TASK OBJECTIVE: Copy out the listing in full, exactly as written, but not its pictures.

DATA:
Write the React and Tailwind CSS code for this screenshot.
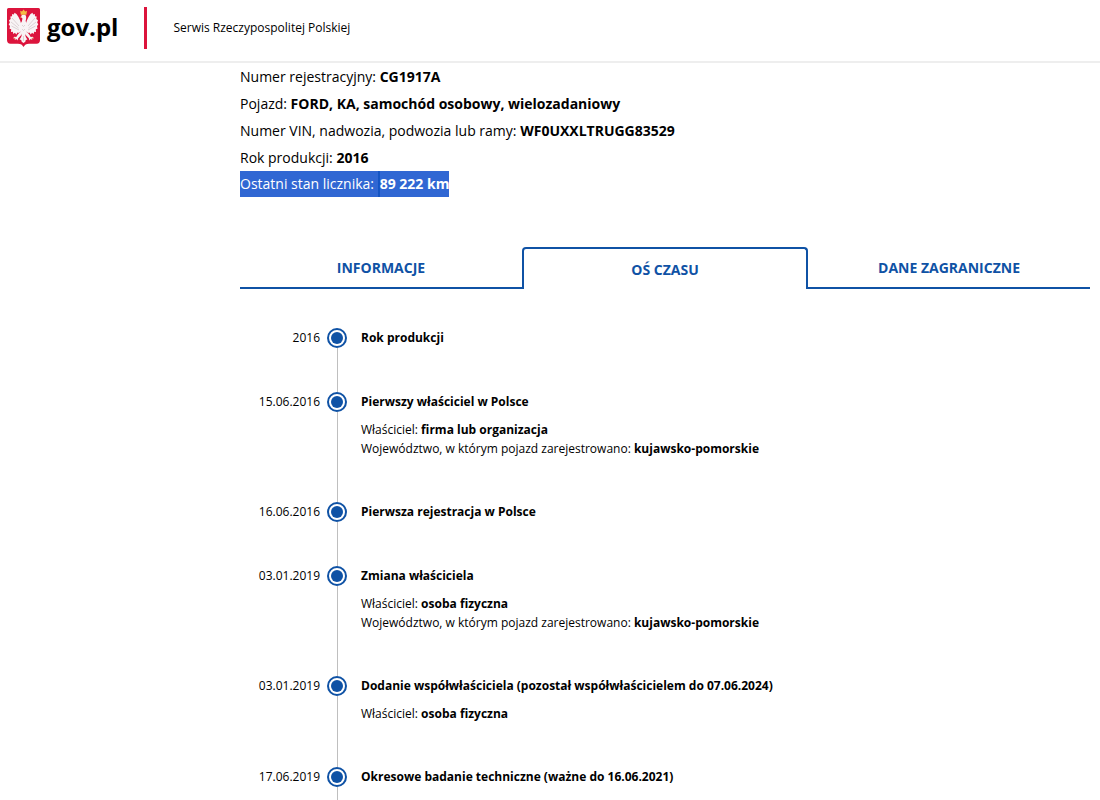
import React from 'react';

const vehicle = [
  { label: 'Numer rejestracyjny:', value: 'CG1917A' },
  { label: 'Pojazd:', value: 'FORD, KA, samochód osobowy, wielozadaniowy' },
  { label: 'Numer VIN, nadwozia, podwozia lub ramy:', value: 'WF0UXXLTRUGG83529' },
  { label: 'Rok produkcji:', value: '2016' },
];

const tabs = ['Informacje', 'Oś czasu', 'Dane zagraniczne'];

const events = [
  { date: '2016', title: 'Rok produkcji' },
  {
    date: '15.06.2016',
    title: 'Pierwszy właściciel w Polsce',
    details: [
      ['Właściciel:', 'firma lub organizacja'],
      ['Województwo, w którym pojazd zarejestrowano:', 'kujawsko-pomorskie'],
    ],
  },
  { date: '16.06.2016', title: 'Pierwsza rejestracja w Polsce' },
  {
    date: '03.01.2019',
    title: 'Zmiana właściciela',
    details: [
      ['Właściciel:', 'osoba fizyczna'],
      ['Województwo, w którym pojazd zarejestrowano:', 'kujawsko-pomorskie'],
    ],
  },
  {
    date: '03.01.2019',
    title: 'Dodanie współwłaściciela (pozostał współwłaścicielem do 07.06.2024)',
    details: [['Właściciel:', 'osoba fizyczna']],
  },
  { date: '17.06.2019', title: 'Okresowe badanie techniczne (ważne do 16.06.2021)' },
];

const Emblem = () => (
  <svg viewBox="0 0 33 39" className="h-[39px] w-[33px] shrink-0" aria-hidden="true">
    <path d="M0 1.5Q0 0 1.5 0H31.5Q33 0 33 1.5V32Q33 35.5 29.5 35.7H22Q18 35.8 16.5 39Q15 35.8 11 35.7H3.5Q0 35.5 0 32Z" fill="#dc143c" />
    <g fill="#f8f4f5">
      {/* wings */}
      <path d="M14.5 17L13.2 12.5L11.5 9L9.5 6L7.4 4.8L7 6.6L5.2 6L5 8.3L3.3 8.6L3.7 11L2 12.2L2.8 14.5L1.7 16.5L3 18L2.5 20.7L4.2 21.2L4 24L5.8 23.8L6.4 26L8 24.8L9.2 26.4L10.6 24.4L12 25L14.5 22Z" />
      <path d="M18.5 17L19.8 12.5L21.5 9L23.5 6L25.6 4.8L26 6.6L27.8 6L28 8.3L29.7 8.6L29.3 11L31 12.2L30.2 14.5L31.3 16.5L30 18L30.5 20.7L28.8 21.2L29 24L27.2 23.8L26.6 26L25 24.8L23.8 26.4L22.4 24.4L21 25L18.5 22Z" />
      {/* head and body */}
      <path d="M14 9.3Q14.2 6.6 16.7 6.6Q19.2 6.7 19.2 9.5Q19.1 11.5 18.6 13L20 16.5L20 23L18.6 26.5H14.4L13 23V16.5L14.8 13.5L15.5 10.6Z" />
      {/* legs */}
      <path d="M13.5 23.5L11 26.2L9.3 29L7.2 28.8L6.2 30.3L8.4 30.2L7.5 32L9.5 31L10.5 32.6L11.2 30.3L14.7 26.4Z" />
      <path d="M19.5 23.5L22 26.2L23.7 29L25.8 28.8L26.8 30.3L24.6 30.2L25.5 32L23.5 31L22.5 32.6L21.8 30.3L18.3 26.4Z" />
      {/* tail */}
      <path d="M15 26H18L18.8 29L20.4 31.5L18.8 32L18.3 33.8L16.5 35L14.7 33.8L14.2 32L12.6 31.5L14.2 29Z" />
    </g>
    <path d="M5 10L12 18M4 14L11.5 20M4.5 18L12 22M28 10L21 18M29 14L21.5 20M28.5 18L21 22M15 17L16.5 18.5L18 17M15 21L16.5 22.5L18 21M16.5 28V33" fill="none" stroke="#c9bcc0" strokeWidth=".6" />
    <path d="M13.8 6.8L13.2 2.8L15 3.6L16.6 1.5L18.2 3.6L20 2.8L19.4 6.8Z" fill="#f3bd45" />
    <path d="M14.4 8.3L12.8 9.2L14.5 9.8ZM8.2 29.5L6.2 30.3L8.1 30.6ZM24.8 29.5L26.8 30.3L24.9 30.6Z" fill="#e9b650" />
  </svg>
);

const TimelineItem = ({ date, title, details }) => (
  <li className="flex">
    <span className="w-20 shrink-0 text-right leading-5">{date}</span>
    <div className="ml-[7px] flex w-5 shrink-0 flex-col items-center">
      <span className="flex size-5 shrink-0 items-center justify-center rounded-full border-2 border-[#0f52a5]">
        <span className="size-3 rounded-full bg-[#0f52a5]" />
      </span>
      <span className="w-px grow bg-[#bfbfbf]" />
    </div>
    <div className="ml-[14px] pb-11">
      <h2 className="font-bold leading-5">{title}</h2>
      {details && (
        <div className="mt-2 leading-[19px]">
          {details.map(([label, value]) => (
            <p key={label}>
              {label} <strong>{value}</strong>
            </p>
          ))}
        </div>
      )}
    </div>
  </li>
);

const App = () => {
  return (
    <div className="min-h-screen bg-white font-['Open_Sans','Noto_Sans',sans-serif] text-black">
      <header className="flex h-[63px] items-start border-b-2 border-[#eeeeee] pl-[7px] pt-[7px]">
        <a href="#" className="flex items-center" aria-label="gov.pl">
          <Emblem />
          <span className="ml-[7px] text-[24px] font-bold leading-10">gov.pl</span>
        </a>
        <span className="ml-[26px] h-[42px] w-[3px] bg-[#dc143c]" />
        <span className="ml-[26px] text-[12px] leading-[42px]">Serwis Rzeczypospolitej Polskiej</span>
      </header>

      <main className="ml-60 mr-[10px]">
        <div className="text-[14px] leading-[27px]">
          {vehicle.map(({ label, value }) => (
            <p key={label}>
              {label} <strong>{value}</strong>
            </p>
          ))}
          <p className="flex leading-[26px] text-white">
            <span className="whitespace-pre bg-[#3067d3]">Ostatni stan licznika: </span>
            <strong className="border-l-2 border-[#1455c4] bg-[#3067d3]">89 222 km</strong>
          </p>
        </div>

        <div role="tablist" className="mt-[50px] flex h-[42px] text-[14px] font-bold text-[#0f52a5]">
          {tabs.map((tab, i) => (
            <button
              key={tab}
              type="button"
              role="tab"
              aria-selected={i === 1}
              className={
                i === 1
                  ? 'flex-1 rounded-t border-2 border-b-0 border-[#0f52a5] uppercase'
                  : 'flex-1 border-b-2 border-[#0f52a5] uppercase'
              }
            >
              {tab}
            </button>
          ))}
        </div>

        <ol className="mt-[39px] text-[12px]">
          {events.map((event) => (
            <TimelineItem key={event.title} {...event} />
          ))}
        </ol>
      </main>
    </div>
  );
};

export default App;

CORRECT RESPONSE:
Write the React and Tailwind CSS code for this screenshot.
import React from 'react';

const vehicle = [
  { label: 'Numer rejestracyjny:', value: 'CG1917A' },
  { label: 'Pojazd:', value: 'FORD, KA, samochód osobowy, wielozadaniowy' },
  { label: 'Numer VIN, nadwozia, podwozia lub ramy:', value: 'WF0UXXLTRUGG83529' },
  { label: 'Rok produkcji:', value: '2016' },
];

const tabs = ['Informacje', 'Oś czasu', 'Dane zagraniczne'];

const events = [
  { date: '2016', title: 'Rok produkcji' },
  {
    date: '15.06.2016',
    title: 'Pierwszy właściciel w Polsce',
    details: [
      ['Właściciel:', 'firma lub organizacja'],
      ['Województwo, w którym pojazd zarejestrowano:', 'kujawsko-pomorskie'],
    ],
  },
  { date: '16.06.2016', title: 'Pierwsza rejestracja w Polsce' },
  {
    date: '03.01.2019',
    title: 'Zmiana właściciela',
    details: [
      ['Właściciel:', 'osoba fizyczna'],
      ['Województwo, w którym pojazd zarejestrowano:', 'kujawsko-pomorskie'],
    ],
  },
  {
    date: '03.01.2019',
    title: 'Dodanie współwłaściciela (pozostał współwłaścicielem do 07.06.2024)',
    details: [['Właściciel:', 'osoba fizyczna']],
  },
  { date: '17.06.2019', title: 'Okresowe badanie techniczne (ważne do 16.06.2021)' },
];

const Emblem = () => (
  <svg viewBox="0 0 33 39" className="h-[39px] w-[33px] shrink-0" aria-hidden="true">
    <path d="M0 1.5Q0 0 1.5 0H31.5Q33 0 33 1.5V32Q33 35.5 29.5 35.7H22Q18 35.8 16.5 39Q15 35.8 11 35.7H3.5Q0 35.5 0 32Z" fill="#dc143c" />
    <g fill="#f8f4f5">
      {/* wings */}
      <path d="M14.5 17L13.2 12.5L11.5 9L9.5 6L7.4 4.8L7 6.6L5.2 6L5 8.3L3.3 8.6L3.7 11L2 12.2L2.8 14.5L1.7 16.5L3 18L2.5 20.7L4.2 21.2L4 24L5.8 23.8L6.4 26L8 24.8L9.2 26.4L10.6 24.4L12 25L14.5 22Z" />
      <path d="M18.5 17L19.8 12.5L21.5 9L23.5 6L25.6 4.8L26 6.6L27.8 6L28 8.3L29.7 8.6L29.3 11L31 12.2L30.2 14.5L31.3 16.5L30 18L30.5 20.7L28.8 21.2L29 24L27.2 23.8L26.6 26L25 24.8L23.8 26.4L22.4 24.4L21 25L18.5 22Z" />
      {/* head and body */}
      <path d="M14 9.3Q14.2 6.6 16.7 6.6Q19.2 6.7 19.2 9.5Q19.1 11.5 18.6 13L20 16.5L20 23L18.6 26.5H14.4L13 23V16.5L14.8 13.5L15.5 10.6Z" />
      {/* legs */}
      <path d="M13.5 23.5L11 26.2L9.3 29L7.2 28.8L6.2 30.3L8.4 30.2L7.5 32L9.5 31L10.5 32.6L11.2 30.3L14.7 26.4Z" />
      <path d="M19.5 23.5L22 26.2L23.7 29L25.8 28.8L26.8 30.3L24.6 30.2L25.5 32L23.5 31L22.5 32.6L21.8 30.3L18.3 26.4Z" />
      {/* tail */}
      <path d="M15 26H18L18.8 29L20.4 31.5L18.8 32L18.3 33.8L16.5 35L14.7 33.8L14.2 32L12.6 31.5L14.2 29Z" />
    </g>
    <path d="M5 10L12 18M4 14L11.5 20M4.5 18L12 22M28 10L21 18M29 14L21.5 20M28.5 18L21 22M15 17L16.5 18.5L18 17M15 21L16.5 22.5L18 21M16.5 28V33" fill="none" stroke="#c9bcc0" strokeWidth=".6" />
    <path d="M13.8 6.8L13.2 2.8L15 3.6L16.6 1.5L18.2 3.6L20 2.8L19.4 6.8Z" fill="#f3bd45" />
    <path d="M14.4 8.3L12.8 9.2L14.5 9.8ZM8.2 29.5L6.2 30.3L8.1 30.6ZM24.8 29.5L26.8 30.3L24.9 30.6Z" fill="#e9b650" />
  </svg>
);

const TimelineItem = ({ date, title, details }) => (
  <li className="flex">
    <span className="w-20 shrink-0 text-right leading-5">{date}</span>
    <div className="ml-[7px] flex w-5 shrink-0 flex-col items-center">
      <span className="flex size-5 shrink-0 items-center justify-center rounded-full border-2 border-[#0f52a5]">
        <span className="size-3 rounded-full bg-[#0f52a5]" />
      </span>
      <span className="w-px grow bg-[#bfbfbf]" />
    </div>
    <div className="ml-[14px] pb-11">
      <h2 className="font-bold leading-5">{title}</h2>
      {details && (
        <div className="mt-2 leading-[19px]">
          {details.map(([label, value]) => (
            <p key={label}>
              {label} <strong>{value}</strong>
            </p>
          ))}
        </div>
      )}
    </div>
  </li>
);

const App = () => {
  return (
    <div className="min-h-screen bg-white font-['Open_Sans','Noto_Sans',sans-serif] text-black">
      <header className="flex h-[63px] items-start border-b-2 border-[#eeeeee] pl-[7px] pt-[7px]">
        <a href="#" className="flex items-center" aria-label="gov.pl">
          <Emblem />
          <span className="ml-[7px] text-[24px] font-bold leading-10">gov.pl</span>
        </a>
        <span className="ml-[26px] h-[42px] w-[3px] bg-[#dc143c]" />
        <span className="ml-[26px] text-[12px] leading-[42px]">Serwis Rzeczypospolitej Polskiej</span>
      </header>

      <main className="ml-60 mr-[10px]">
        <div className="text-[14px] leading-[27px]">
          {vehicle.map(({ label, value }) => (
            <p key={label}>
              {label} <strong>{value}</strong>
            </p>
          ))}
          <p className="flex leading-[26px] text-white">
            <span className="whitespace-pre bg-[#3067d3]">Ostatni stan licznika: </span>
            <strong className="border-l-2 border-[#1455c4] bg-[#3067d3]">89 222 km</strong>
          </p>
        </div>

        <div role="tablist" className="mt-[50px] flex h-[42px] text-[14px] font-bold text-[#0f52a5]">
          {tabs.map((tab, i) => (
            <button
              key={tab}
              type="button"
              role="tab"
              aria-selected={i === 1}
              className={
                i === 1
                  ? 'flex-1 rounded-t border-2 border-b-0 border-[#0f52a5] uppercase'
                  : 'flex-1 border-b-2 border-[#0f52a5] uppercase'
              }
            >
              {tab}
            </button>
          ))}
        </div>

        <ol className="mt-[39px] text-[12px]">
          {events.map((event) => (
            <TimelineItem key={event.title} {...event} />
          ))}
        </ol>
      </main>
    </div>
  );
};

export default App;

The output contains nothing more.